Background: Object Exchange Model

It is built in the Lore system, which follows the Object Exchange Model (OEM). Each object in OEM contains an object identifier and a value, which could be atomic values (such as a number, string), or complex values, such as a set of subobjects OEM.

Below is an example OEM database.

example oem

We need some OEM definitions to define DataGuides (I have found it easier to just look at the examples):

  • label path: sequence of labels to traverse a path of edges where the edge has corresponding label (In Figure 1, Restaurant.Name and Bar are both valid label paths of object 1).
  • data path: sequence of alternating labels and oids that traverse a path of edges through n objects such that the edge has the label and the object has the oid. Restaurant.2.Name.5 and Bar.4 are data paths of object 1.
  • A data path d is an instance of a label path l if the sequence of labels in d is equal to l: Restaurant.2.Name.5 is an instance of Restaurant.Name and Bar.4 is an instance of Bar
  • Target set: In an OEM object s, a target set is a set t of oids such that there exists some label path l of s where t = {o l1.o1.l2.o2…ln.o is a data path instance of l}. The target set of Restaurant.Entree in Figure 1 is {6, 10, 11}
  • a given source database is identified by its root object and a DataGuide is intended to reflect the structure of a database (or metadata).

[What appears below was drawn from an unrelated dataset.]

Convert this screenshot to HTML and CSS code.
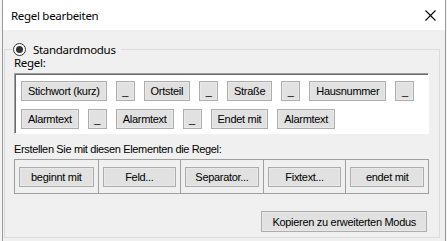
FILE: index.html
```html
<!DOCTYPE html>
<html lang="de">
<head>
    <meta charset="UTF-8">
    <title>Regel bearbeiten</title>
    <link rel="stylesheet" href="styles.css">
</head>
<body>
    <div class="dialog">
        <div class="titlebar">
            <span class="title">Regel bearbeiten</span>
            <svg class="close" width="11" height="11" viewBox="0 0 11 11">
                <path d="M0.5 0.5 L10.5 10.5 M10.5 0.5 L0.5 10.5" stroke="#000" stroke-width="1.1" fill="none"/>
            </svg>
        </div>

        <div class="content">
            <fieldset class="group">
                <legend>
                    <span class="radio"><span class="radio-dot"></span></span>
                    <span>Standardmodus</span>
                </legend>

                <div class="caption caption-ui">Regel:</div>
                <div class="rule-box">
                    <div class="rule-row">
                        <button class="btn">Stichwort (kurz)</button>
                        <button class="btn btn-sep">_</button>
                        <button class="btn">Ortsteil</button>
                        <button class="btn btn-sep">_</button>
                        <button class="btn">Straße</button>
                        <button class="btn btn-sep">_</button>
                        <button class="btn">Hausnummer</button>
                        <button class="btn btn-sep">_</button>
                    </div>
                    <div class="rule-row">
                        <button class="btn">Alarmtext</button>
                        <button class="btn btn-sep">_</button>
                        <button class="btn">Alarmtext</button>
                        <button class="btn btn-sep">_</button>
                        <button class="btn">Endet mit</button>
                        <button class="btn">Alarmtext</button>
                    </div>
                </div>

                <div class="caption caption-hint">Erstellen Sie mit diesen Elementen die Regel:</div>
                <div class="palette">
                    <div class="cell"><button class="btn">beginnt mit</button></div>
                    <div class="cell"><button class="btn">Feld...</button></div>
                    <div class="cell"><button class="btn">Separator...</button></div>
                    <div class="cell"><button class="btn">Fixtext...</button></div>
                    <div class="cell"><button class="btn">endet mit</button></div>
                </div>

                <div class="actions">
                    <button class="btn btn-wide">Kopieren zu erweiterten Modus</button>
                </div>
            </fieldset>
        </div>
    </div>
</body>
</html>
```

FILE: styles.css
```css
body {
    margin: 0;
    height: 241px;
    overflow: hidden;
    background: #f4f4f4;
    font-family: "Liberation Sans", Arial, sans-serif;
    font-size: 11px;
    color: #000;
}

.dialog {
    margin-left: 2px;
    width: 444px;
    height: 241px;
    box-sizing: border-box;
    border-left: 1px solid #9a9a9a;
    border-right: 1px solid #9a9a9a;
    background: #f0f0f0;
}

.titlebar {
    height: 30px;
    background: #fff;
    display: flex;
    align-items: center;
    justify-content: space-between;
    padding: 0 9px 0 8px;
    font-family: "Noto Sans", sans-serif;
    font-size: 11.5px;
    letter-spacing: -0.3px;
}

.close {
    display: block;
}

.content {
    padding: 12px 5px 0 1px;
}

.group {
    margin: 0;
    min-width: 0;
    border: 1px solid #dcdcdc;
    padding: 0 10px 5px 9px;
}

.group legend {
    display: flex;
    align-items: center;
    gap: 7px;
    height: 14px;
    margin-left: -1px;
    padding: 0 5px 0 0;
    font-family: "Noto Sans", sans-serif;
    font-size: 11.5px;
    letter-spacing: -0.3px;
}

.radio {
    width: 11px;
    height: 11px;
    border: 1px solid #333;
    border-radius: 50%;
    background: #fff;
    display: flex;
    align-items: center;
    justify-content: center;
}

.radio-dot {
    width: 7px;
    height: 7px;
    border-radius: 50%;
    background: #333;
}

.caption {
    line-height: 14px;
}

.caption-ui {
    font-family: "Noto Sans", sans-serif;
    font-size: 11.5px;
    letter-spacing: -0.3px;
    margin: 0 0 3px;
}

.caption-hint {
    margin-top: 8px;
    letter-spacing: -0.35px;
}

.rule-box {
    background: #fff;
    border-top: 1px solid #a0a0a0;
    border-left: 1px solid #a0a0a0;
    border-bottom: 1px solid #fff;
    border-right: 1px solid #fff;
    box-shadow: inset 1px 1px 0 #696969;
    padding: 7px 5px 4px 6px;
}

.rule-row {
    display: flex;
    gap: 9px;
    margin-bottom: 8px;
}

.rule-row:last-child {
    margin-bottom: 0;
}

.btn {
    font: inherit;
    letter-spacing: -0.3px;
    white-space: nowrap;
    flex-shrink: 0;
    color: #000;
    height: 20px;
    padding: 0 6px;
    background: #e1e1e1;
    border: 1px solid #adadad;
    box-shadow: inset 0 0 0 1px #e8e8e8;
    border-radius: 0;
}

.btn-sep {
    width: 19px;
    padding: 0;
}

.palette {
    display: grid;
    grid-template-columns: repeat(5, 1fr);
    margin-top: 3px;
    border: 1px solid #a0a0a0;
}

.cell {
    padding: 7px 4px 6px;
}

.cell + .cell {
    border-left: 1px solid #a0a0a0;
}

.cell .btn {
    width: 100%;
}

.actions {
    display: flex;
    justify-content: flex-end;
    margin-top: 17px;
    padding-right: 2px;
}

.btn-wide {
    height: 21px;
    padding: 0 10px;
}
```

Note that one could use these definitions to query the underlying data as well. A query may look like the following:Select Restaurant.Name Where Restaurant.Entree = "Burger"

What is a DataGuide

Definition: A DataGuide for an OEM source object s is an OEM object d such that every label path of s has exactly one data path instance in d, and every label path of d is a label path of s.

Note that DataGuides themselves are also part of the database (hence in the example the nodes all have greater/different ID values). Below is an example of the dataguide for the previous example.

example dataguide

Dataguides could also have annotations to aid query formulation. Its defined as: “In a source database s, given a label path l, a property of the set of objects that comprise the target set of l in s is said to be an annotation of l. That is, an annotation of a label path is a statement about the set of objects in the database reachable by that path.” These annotations come in handy for assisting queries.

Building DataGuides

“Creating a DataGuide over a source database is equivalent to conversion of a non-deterministic finite automaton (NFA) to a deterministic finite automaton (DFA)” It’s really cool that this works out so neatly!

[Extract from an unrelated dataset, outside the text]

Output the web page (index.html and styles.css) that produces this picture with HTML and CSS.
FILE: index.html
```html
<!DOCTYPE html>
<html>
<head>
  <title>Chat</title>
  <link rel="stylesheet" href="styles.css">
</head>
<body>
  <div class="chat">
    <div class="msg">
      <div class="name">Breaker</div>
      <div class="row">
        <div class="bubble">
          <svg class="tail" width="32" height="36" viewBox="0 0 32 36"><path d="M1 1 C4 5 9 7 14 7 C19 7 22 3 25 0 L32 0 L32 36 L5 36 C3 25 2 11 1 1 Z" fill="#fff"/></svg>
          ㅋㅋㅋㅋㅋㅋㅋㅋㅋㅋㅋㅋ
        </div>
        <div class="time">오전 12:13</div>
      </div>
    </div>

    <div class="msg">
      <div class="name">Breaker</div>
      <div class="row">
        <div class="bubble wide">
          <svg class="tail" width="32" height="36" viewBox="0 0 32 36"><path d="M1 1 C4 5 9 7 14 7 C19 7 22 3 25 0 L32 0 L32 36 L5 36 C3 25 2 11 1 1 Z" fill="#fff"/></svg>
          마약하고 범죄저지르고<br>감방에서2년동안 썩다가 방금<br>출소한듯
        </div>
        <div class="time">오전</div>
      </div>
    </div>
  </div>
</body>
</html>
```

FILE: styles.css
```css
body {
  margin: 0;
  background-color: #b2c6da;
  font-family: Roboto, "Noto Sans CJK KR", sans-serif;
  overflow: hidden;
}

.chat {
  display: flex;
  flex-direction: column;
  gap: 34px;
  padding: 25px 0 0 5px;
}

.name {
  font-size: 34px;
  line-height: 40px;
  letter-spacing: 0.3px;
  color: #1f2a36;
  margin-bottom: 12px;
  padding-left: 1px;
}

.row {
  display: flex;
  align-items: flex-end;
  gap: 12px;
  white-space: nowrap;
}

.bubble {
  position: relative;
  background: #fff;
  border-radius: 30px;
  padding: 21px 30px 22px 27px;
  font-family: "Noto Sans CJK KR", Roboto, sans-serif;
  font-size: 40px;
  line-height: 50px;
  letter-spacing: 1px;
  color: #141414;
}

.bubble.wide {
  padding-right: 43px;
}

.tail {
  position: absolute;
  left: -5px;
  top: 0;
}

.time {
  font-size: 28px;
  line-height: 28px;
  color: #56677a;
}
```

The worst case bound is exponential in the number of objects but in practice its not that bad, and the authors have devised some more relaxed summary structure thats cheaper to create.

There might be multiple dataguides (could derive from automata theory of NFA to DFA), and the algorithm does not find the minimal one due to high maintenance cost (see example below). The annotations (defined in previous section) requires that the dataguide to be unambiguous (e.g. node 20 is ambiguous), which motivates strong dataguides.

example dataguide

Strong dataguides is intuitively defined to enforce that dataguides do not have ambiguous target set of any label path.

There is a lot of emphasis on how to maintain correct dataguides efficiently and the authors present many algorithms.

Using DataGuides

Dataguides is also easy for implementing query by example.

The annotations for dataguides could contain some sample values, so that users could fetch all the tuples despite loose scheme. For example, the country might be stored as USA or United States.

Dataguides could also help with query optimization. Due to the semi-structured nature most of the existing techniques need to be adjusted.